The reality for many people
Now at this point one may quickly jump and say, oh but who cares about "relative poverty", we only care about absolute poverty e.g. the people living under $2 a day ?  But that is where her second point comes in - "Mind you, all economic activities are supposed to be people-focused. So when there is a general outcry from the masses, it is just prudent to listen and strike a balance".  The point here is that it is relative poverty not absolute poverty levels that cause outcry from the masses. As bad as absolute poverty is, it is the relative dimension of seeing others better off than you are, and the gap appears to be increasing (as it seems in Angela's eyes) that is problematic. This view has huge ramification for how we design pro-poor policies. 

For one thing there's a clear economic lesson that economic growth could be unsustainable in the long term without policies that reduce the income divide between members of society or at-least prevents a widening of the divide. It is therefore necessary to ensure that pro-growth policies go hand in hand with social and income equality goals - in Angela's words, "If there are any conflicting economic goals, better forgo others in order to achieve urgent ones by trade-off method". These policy linkages are important because income inequality has important implications for social cohesion (i.e. whether we as a society feel more as one nation with common interests). Social cohesion is important because a more united nation would be able to have internal peace and its citizens would lead happier lives. In our case a more socially cohesive Zambia would prevent people saying “we want Western province independent". 

This is why responsible governments generally pursue policies that encourage civic engagement through initiatives such as devolved decision making and greater voter participation. Unless we as a society are more cohesive, the problems of  crime, calls for secession and general disorder would not be easily eliminated. When people see others more richer than them and large international corporation taking away their land, while they wallow in poverty,  they will crave those things and at times resort to disorder. 

No one has described the the linkage between greater inequality and a less cohesive society better than James K. Galbraith. In his book Created Unequal : The Crisis in American Pay , Galbraith argues that when citizens have diverging access to services (due to income and social inequality) the result can be social and political fracturing. Inequality may endager society’s ability to think of itself as a single entity or nation. In his words :
“With high inequality, it becomes easy to know whether one is likely in the long run to be a net gainer, or a net loser, from public programs of family assistance, pension security, and health care. High inequality therefore weakness the willingness to share at the sane time that it concentrates resources in the hands least inclined to be willing. In this way inequality threatens the ability of society to provide for the weak, the ill, and the old”.
Perhaps now is the time we paid attention to Angela's wisdom. 


  1. Very true. Similar to something I posted on my blog a few months ago.

  2. Chipo,

    I read it, very fascinating.

    Thee additional observations as a result :

    First, the cause of justice must drive our pursuit of poverty reduction.

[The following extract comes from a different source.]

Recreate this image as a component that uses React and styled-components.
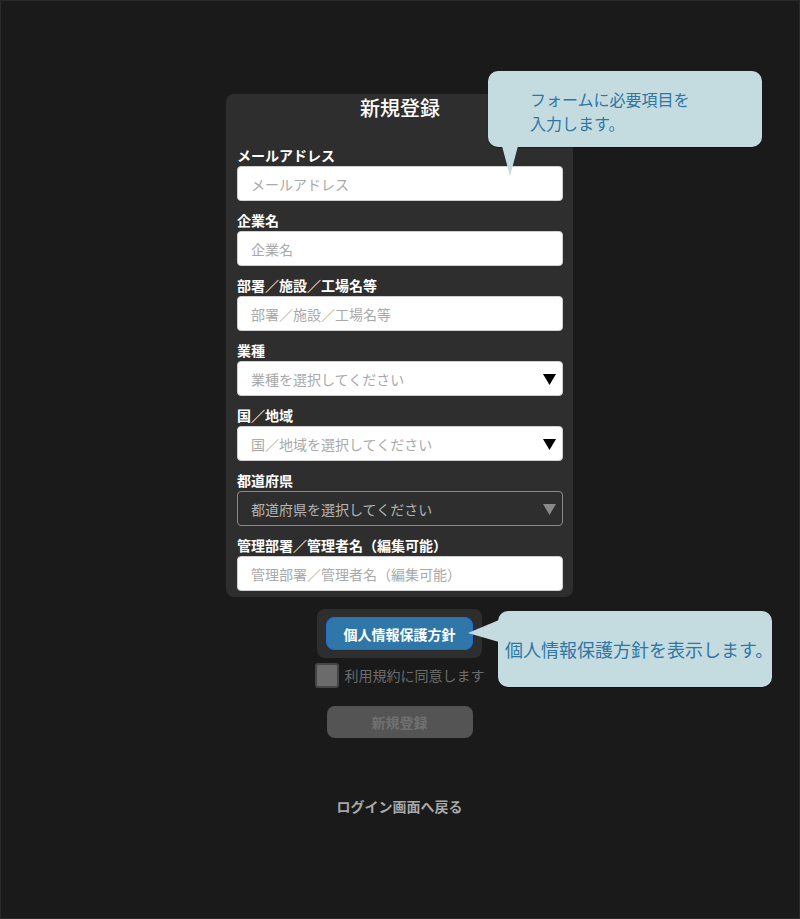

I agree with Wolterstorff that poverty is caused by man's injustice on another. There's enough to go round but we do not value fellow man through God's eyes so we let them suffer. WE not just govt! Infact it is OUR govt so whatever it does is our problem. However, in framing our critique we should also emphasise to the rich that a cohesive society is in their interest.

    Which brings me to the second point - I don't think the problem is entirely lack of authentic Christian. Yes the church in Zambia is not perfect, but there many authentiv Christians. My view is that the Christian leadership is failing our country. We have no clear lead on HOW individual Christians outght to engage themselves in transforming Zambia.

    The third point follows from the second - the pursuit of poverty reduction is deliberate. A conscious and active effort must be made to fight it. But I don't think Zambians actually have a plan that is understood by everyone. What is the government VISION for reducing POVERTY? No one knows!